This is the mail archive of the
gcc@gcc.gnu.org
mailing list for the GCC project.
Re: thoughts on martin's proposed patch for GCC and UTF-8
Date: Fri, 25 Dec 1998 03:07:56 -0500
From: Richard Stallman <rms@gnu.org>
Even if we solve the mangling problem, though, the ASCII-only
name-mangling method seems less useful than UTF-8 name mangling.
Neither mangling method allows an arbitrary native encoding
(e.g. Shift-JIS or ISO-2022-JP) to be used uniformly,
ASCII-only name mangling ought to achieve that. Could you
please explain why you think it will not?
Here's what I was thinking:
* Unsafe native encodings can't be used in assembly-language strings.
The simplest way to handle this is to do what GCC currently does:
escape non-ASCII bytes in assembly-language strings using notation
like `\377'.
* Hence, if ASCII-only name mangling is also used, assembly language
files will contain only ASCII, regardless of the input encoding.

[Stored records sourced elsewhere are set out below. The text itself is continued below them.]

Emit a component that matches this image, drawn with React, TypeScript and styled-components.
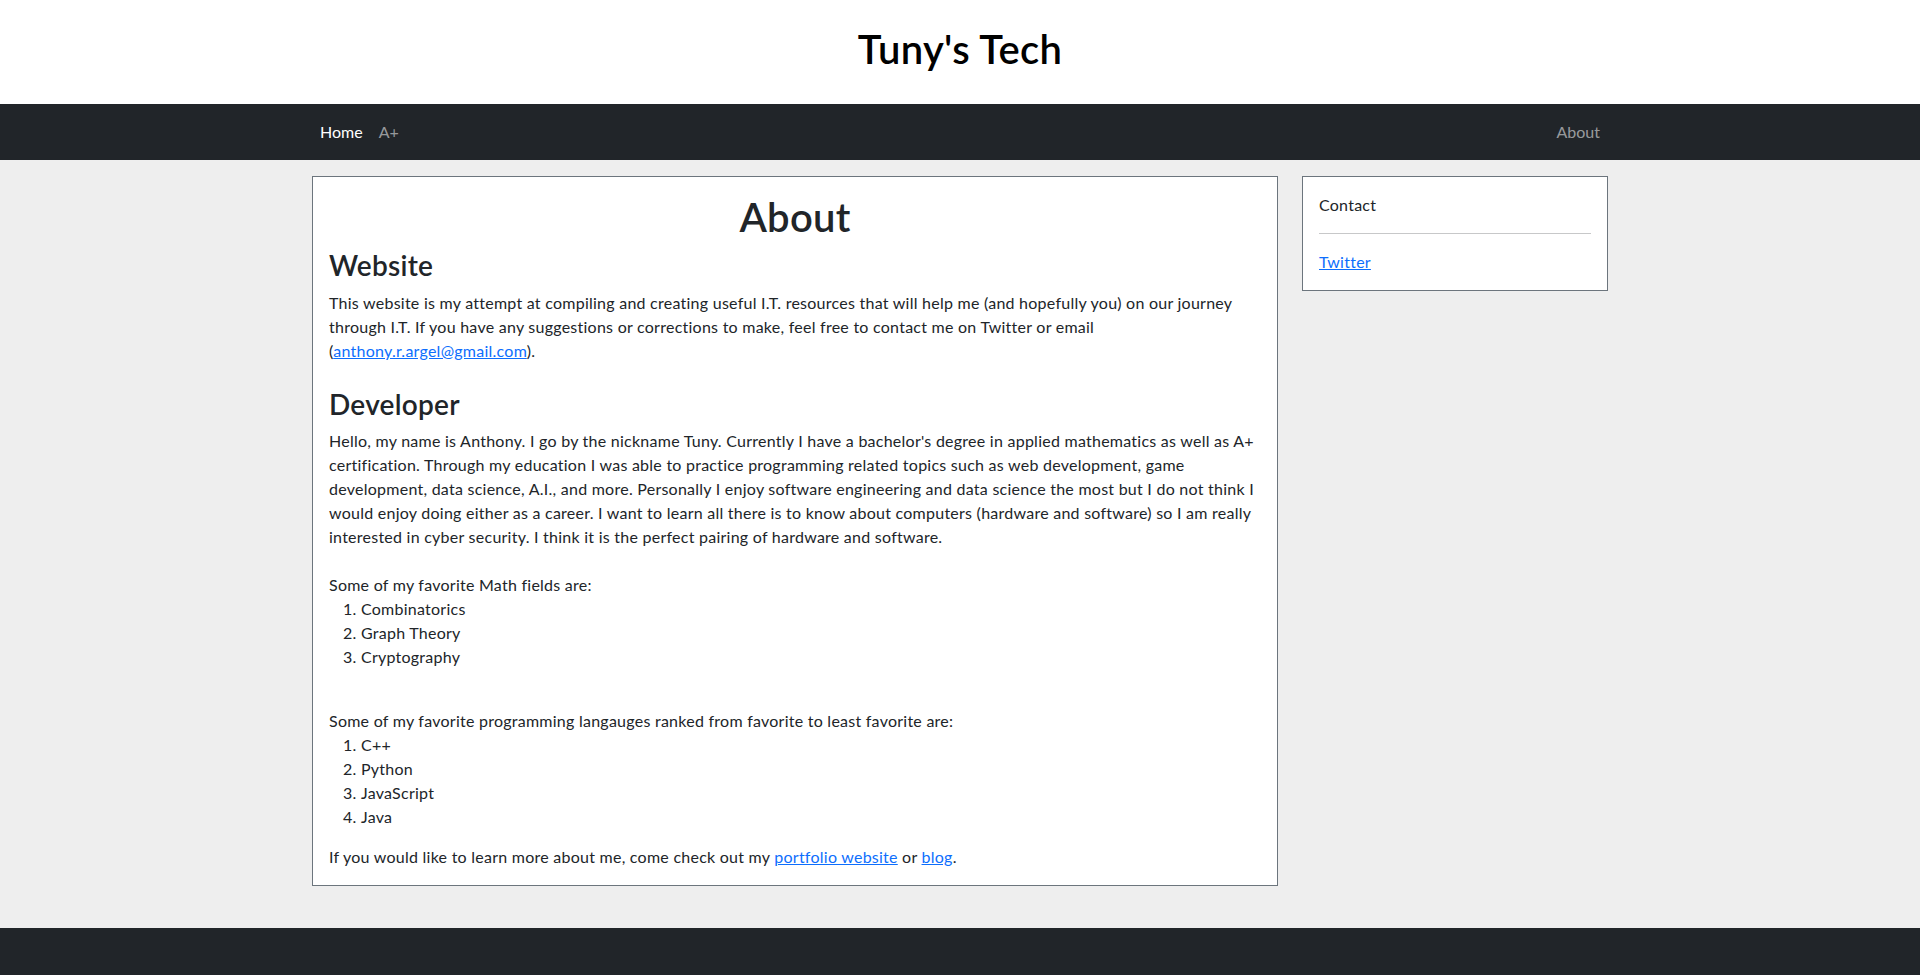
import styled, { createGlobalStyle } from 'styled-components';

const GlobalStyle = createGlobalStyle`
  * {
    box-sizing: border-box;
  }

  body {
    margin: 0;
    font-family: Lato, "Liberation Sans", sans-serif;
    font-size: 16px;
    line-height: 1.5;
    color: #212529;
    background: #fff;
  }
`;

const mathFields = ['Combinatorics', 'Graph Theory', 'Cryptography'];
const languages = ['C++', 'Python', 'JavaScript', 'Java'];

export default function App() {
  return (
    <>
      <GlobalStyle />
      <Header>
        <SiteTitle>Tuny's Tech</SiteTitle>
      </Header>

      <Navbar>
        <NavContainer>
          <NavGroup>
            <NavLink href="#" $active>
              Home
            </NavLink>
            <NavLink href="#">A+</NavLink>
          </NavGroup>
          <NavGroup>
            <NavLink href="#">About</NavLink>
          </NavGroup>
        </NavContainer>
      </Navbar>

      <Main>
        <Row>
          <ContentCard>
            <PageTitle>About</PageTitle>

            <SectionTitle>Website</SectionTitle>
            <Paragraph>
              This website is my attempt at compiling and creating useful I.T. resources that will help me (and
              hopefully you) on our journey through I.T. If you have any suggestions or corrections to make, feel
              free to contact me on Twitter or email (<Link href="#">anthony.r.argel@gmail.com</Link>).
            </Paragraph>

            <SectionTitle $spaced>Developer</SectionTitle>
            <TextBlock>
              Hello, my name is Anthony. I go by the nickname Tuny. Currently I have a bachelor's degree in applied
              mathematics as well as A+ certification. Through my education I was able to practice programming
              related topics such as web development, game development, data science, A.I., and more. Personally I
              enjoy software engineering and data science the most but I do not think I would enjoy doing either as
              a career. I want to learn all there is to know about computers (hardware and software) so I am really
              interested in cyber security. I think it is the perfect pairing of hardware and software.
              <br />
              <br />
              Some of my favorite Math fields are:
              <OrderedList>
                {mathFields.map((field) => (
                  <li key={field}>{field}</li>
                ))}
              </OrderedList>
              <br />
              Some of my favorite programming langauges ranked from favorite to least favorite are:
              <OrderedList>
                {languages.map((lang) => (
                  <li key={lang}>{lang}</li>
                ))}
              </OrderedList>
            </TextBlock>
            <LastParagraph>
              If you would like to learn more about me, come check out my <Link href="#">portfolio website</Link> or{' '}
              <Link href="#">blog</Link>.
            </LastParagraph>
          </ContentCard>

          <SideCard>
            <SideTitle>Contact</SideTitle>
            <Divider />
            <Link href="#">Twitter</Link>
          </SideCard>
        </Row>
      </Main>

      <Footer />
    </>
  );
}

const Header = styled.header`
  background: #fff;
  padding: 25px 0 31px;
  text-align: center;
`;

const SiteTitle = styled.h1`
  margin: 0;
  font-size: 40px;
  font-weight: 600;
  line-height: 48px;
  letter-spacing: 0.3px;
  color: #000;
`;

const Navbar = styled.nav`
  background: #212529;
  padding: 8px 0;
`;

const NavContainer = styled.div`
  width: 1320px;
  margin: 0 auto;
  padding: 0 12px;
  display: flex;
  justify-content: space-between;
  align-items: center;
`;

const NavGroup = styled.div`
  display: flex;
`;

const NavLink = styled.a<{ $active?: boolean }>`
  display: block;
  padding: 8px;
  font-size: 16px;
  line-height: 24px;
  text-decoration: none;
  color: ${(p) => (p.$active ? '#fff' : 'rgba(255, 255, 255, 0.55)')};
`;

const Main = styled.main`
  background: #eee;
  padding: 16px 0 42px;
`;

const Row = styled.div`
  width: 1320px;
  margin: 0 auto;
  padding: 0 12px;
  display: grid;
  grid-template-columns: 966px 306px;
  column-gap: 24px;
  align-items: start;
`;

const Card = styled.div`
  background: #fff;
  border: 1px solid #6c757d;
  padding: 16px;
  letter-spacing: 0.25px;
`;

const ContentCard = styled(Card)``;

const SideCard = styled(Card)``;

const PageTitle = styled.h1`
  margin: 0 0 8px;
  font-size: 40px;
  font-weight: 600;
  line-height: 48px;
  text-align: center;
`;

const SectionTitle = styled.h3<{ $spaced?: boolean }>`
  margin: ${(p) => (p.$spaced ? '25px' : '0')} 0 8px;
  font-size: 28px;
  font-weight: 600;
  line-height: 1.2;
`;

const Paragraph = styled.p`
  margin: 0 0 16px;
`;

const TextBlock = styled.div``;

const LastParagraph = styled.p`
  margin: 0;
`;

const OrderedList = styled.ol`
  margin: 0 0 16px;
  padding-left: 32px;
`;

const Link = styled.a`
  color: #0d6efd;
  text-decoration: underline;
`;

const SideTitle = styled.div``;

const Divider = styled.hr`
  margin: 16px 0;
  border: 0;
  border-top: 1px solid rgba(33, 37, 41, 0.25);
`;

const Footer = styled.footer`
  background: #212529;
  height: 80px;
`;
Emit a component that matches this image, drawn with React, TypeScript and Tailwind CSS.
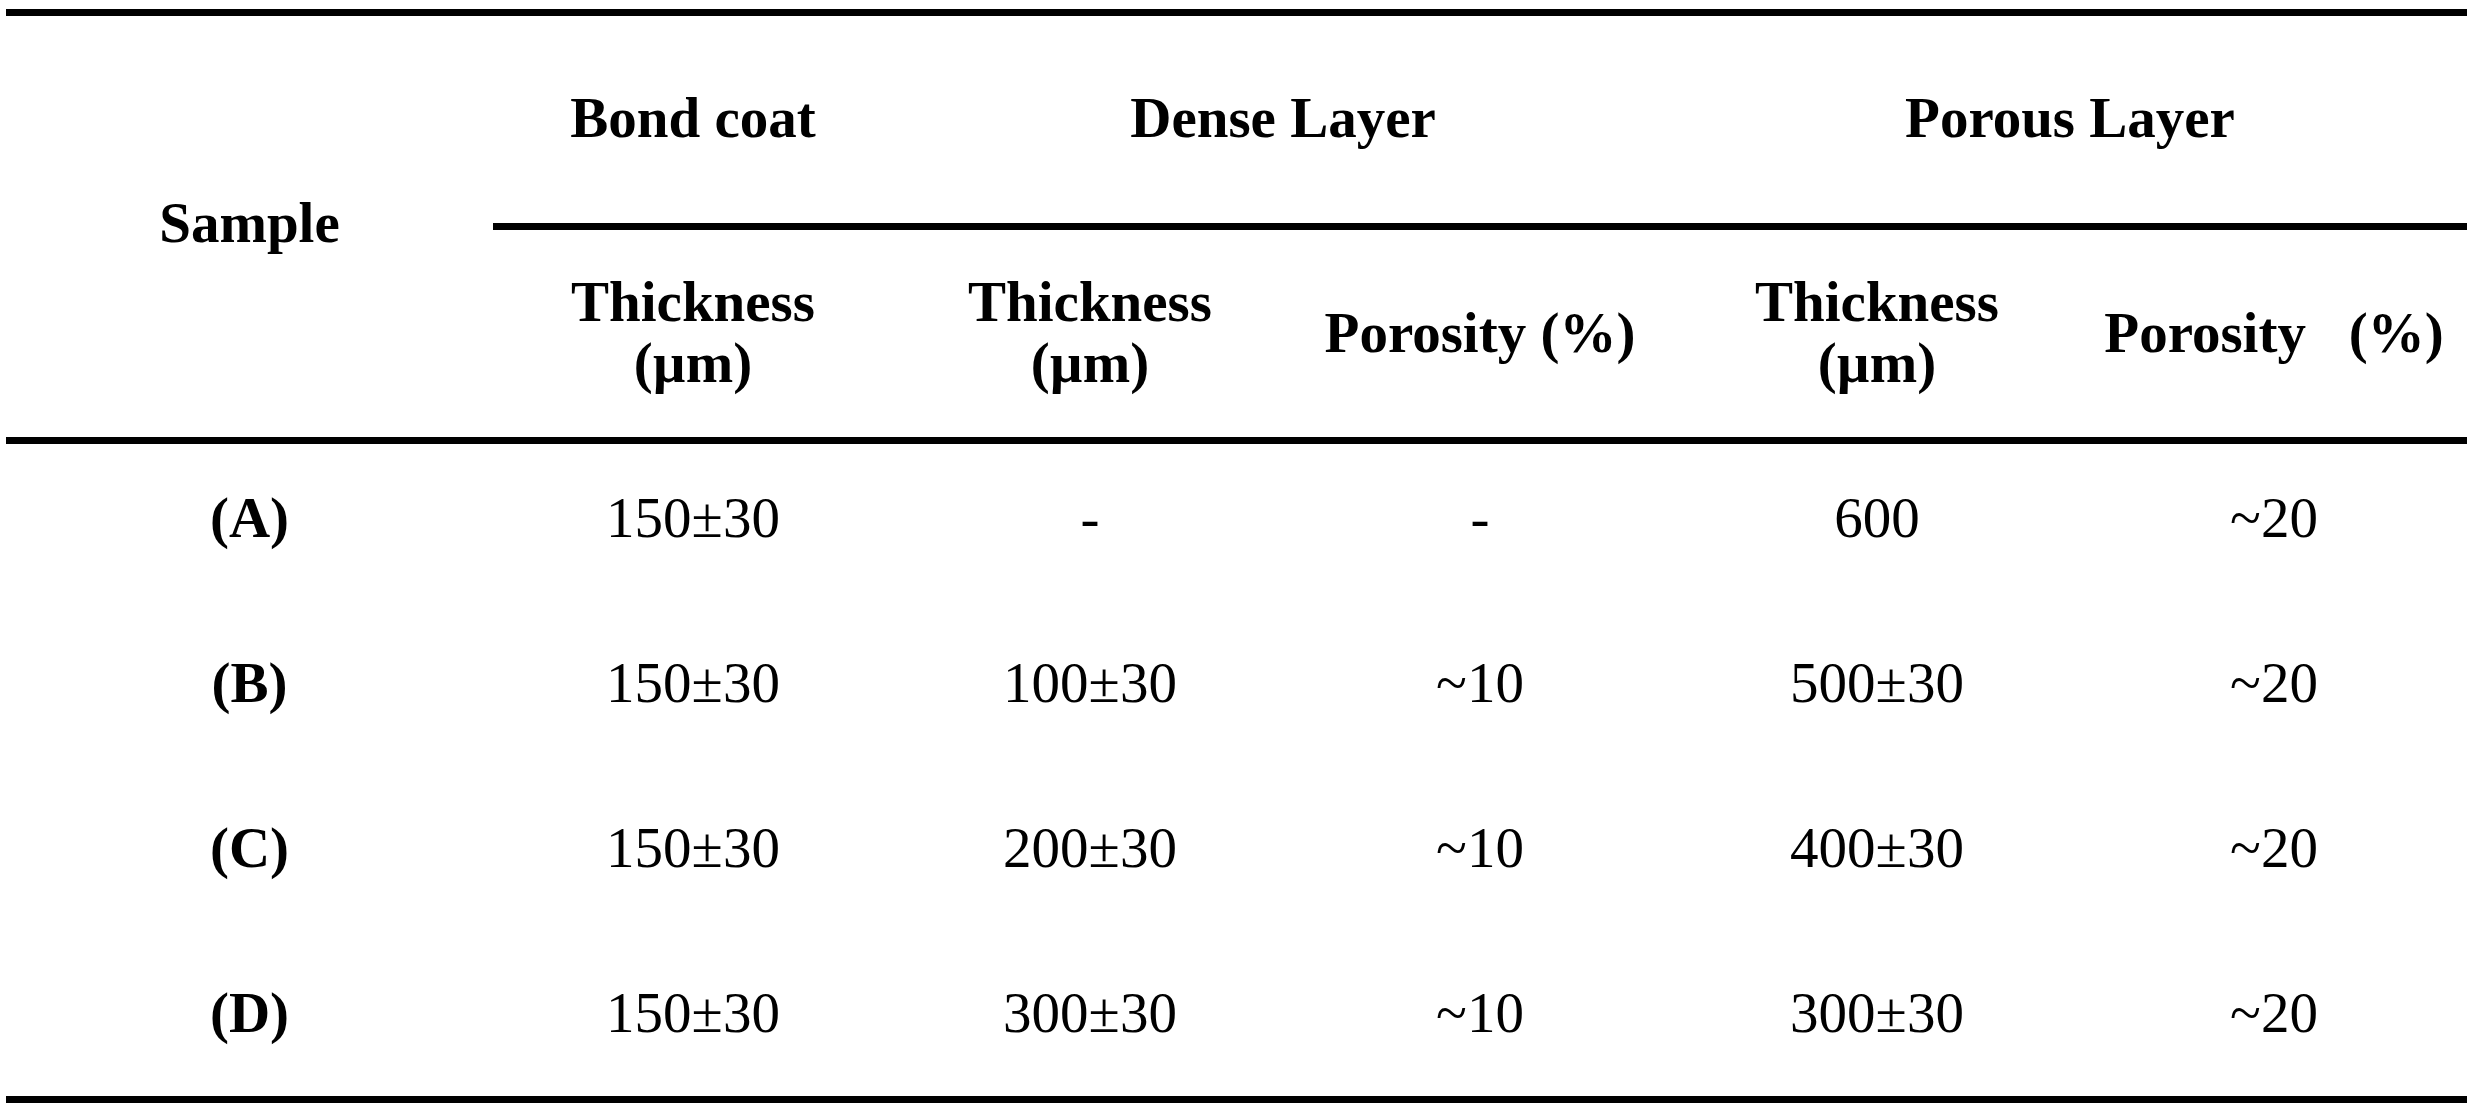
import React from 'react';

interface SampleRow {
    label: string;
    bondThickness: string;
    denseThickness: string;
    densePorosity: string;
    porousThickness: string;
    porousPorosity: string;
}

const rows: SampleRow[] = [
    { label: '(A)', bondThickness: '150±30', denseThickness: '-', densePorosity: '-', porousThickness: '600', porousPorosity: '~20' },
    { label: '(B)', bondThickness: '150±30', denseThickness: '100±30', densePorosity: '~10', porousThickness: '500±30', porousPorosity: '~20' },
    { label: '(C)', bondThickness: '150±30', denseThickness: '200±30', densePorosity: '~10', porousThickness: '400±30', porousPorosity: '~20' },
    { label: '(D)', bondThickness: '150±30', denseThickness: '300±30', densePorosity: '~10', porousThickness: '300±30', porousPorosity: '~20' },
];

const ThicknessHeader: React.FC = () => (
    <div className="flex items-center justify-center pb-[4px] text-center leading-[61px]">
        <div>
            Thickness
            <br />
            (µm)
        </div>
    </div>
);

const App: React.FC = () => {
    return (
        <div className="min-h-screen bg-white pt-[9px] pl-[6px]">
            <div className="w-[2461px] border-y-[7px] border-black font-['Liberation_Serif',serif] text-[57px] leading-[57px] text-black">
                {/* header */}
                <div className="flex border-b-[7px] border-black font-bold">
                    <div className="flex w-[487px] items-center justify-center pb-[9px]">Sample</div>
                    <div className="flex flex-1 flex-col">
                        <div className="grid h-[214px] grid-cols-[400px_780px_794px] border-b-[7px] border-black pb-[4px]">
                            <div className="flex items-center justify-center">Bond coat</div>
                            <div className="flex items-center justify-center">Dense Layer</div>
                            <div className="flex items-center justify-center">Porous Layer</div>
                        </div>
                        <div className="grid h-[207px] grid-cols-[400px_394px_386px_408px_386px]">
                            <ThicknessHeader />
                            <ThicknessHeader />
                            <div className="flex items-center justify-center pb-[3px]">Porosity (%)</div>
                            <ThicknessHeader />
                            <div className="flex items-center justify-center whitespace-pre pb-[3px]">Porosity   (%)</div>
                        </div>
                    </div>
                </div>

                {/* body */}
                <div className="flex flex-col">
                    {rows.map((row) => (
                        <div
                            key={row.label}
                            className="grid h-[165px] grid-cols-[487px_400px_394px_386px_408px_386px] items-center pb-[19px] text-center last:h-[157px] last:pb-[11px]"
                        >
                            <div className="font-bold">{row.label}</div>
                            <div>{row.bondThickness}</div>
                            <div>{row.denseThickness}</div>
                            <div>{row.densePorosity}</div>
                            <div>{row.porousThickness}</div>
                            <div>{row.porousPorosity}</div>
                        </div>
                    ))}
                </div>
            </div>
        </div>
    );
};

export default App;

* This will work, but it's unfriendly for non-English writers, because
it means that assembly language uses ASCII instead of the native
encoding -- i.e. the native encoding isn't being used uniformly in
both source and assembly language output. E.g. suppose we have the
following code:
const char message[] = "contents";
except that the words `message and `contents' are in Japanese. A
Japanese reader would naturally desire to see something like the
following assembly language output:
message:
.asciz "contents"
except, of course, the words `message' and `contents' would be in
Japanese. Unfortunately, though, with ASCII name mangling, and with
string mangling as described above, the Japanese reader will see
something like the following instead:
.x8c.x32.x9c.x41.x91.x32.xac.x90:
.asciz "\200 \x309!\x240@\x201\\\x300\""
which is painful to work with.
If GCC outputs bytes with the top bit on in assembly language
identifiers and strings, then at least safe encodings like UTF-8, ISO
8859, and EUC will yield the naturally desired assembly language
output. (Shift-JIS and other unsafe encodings may still yield
undesirable escapes in output, but this is no worse than the escapes
they already get.) I believe this is what is partly motivating
martin's proposed patch, and I'm sympathetic to this motivation.
Date: Fri, 25 Dec 1998 03:09:25 -0500
From: Richard Stallman <rms@gnu.org>
the default mode should be not to convert, and in that case, GCC
doesn't need to know what the encoding is (unless /u is used).
Even when not converting, GCC needs to know the input encoding if it's
an unsafe one like Shift-JIS or ISO-2022-JP (``unsafe'' meaning ``some
multibyte chars contain ASCII bytes'') -- otherwise GCC won't be able
to parse comments, strings, and identifiers correctly. Much (if not
most) east Asian text currently uses unsafe encodings, so this is not
a minor point.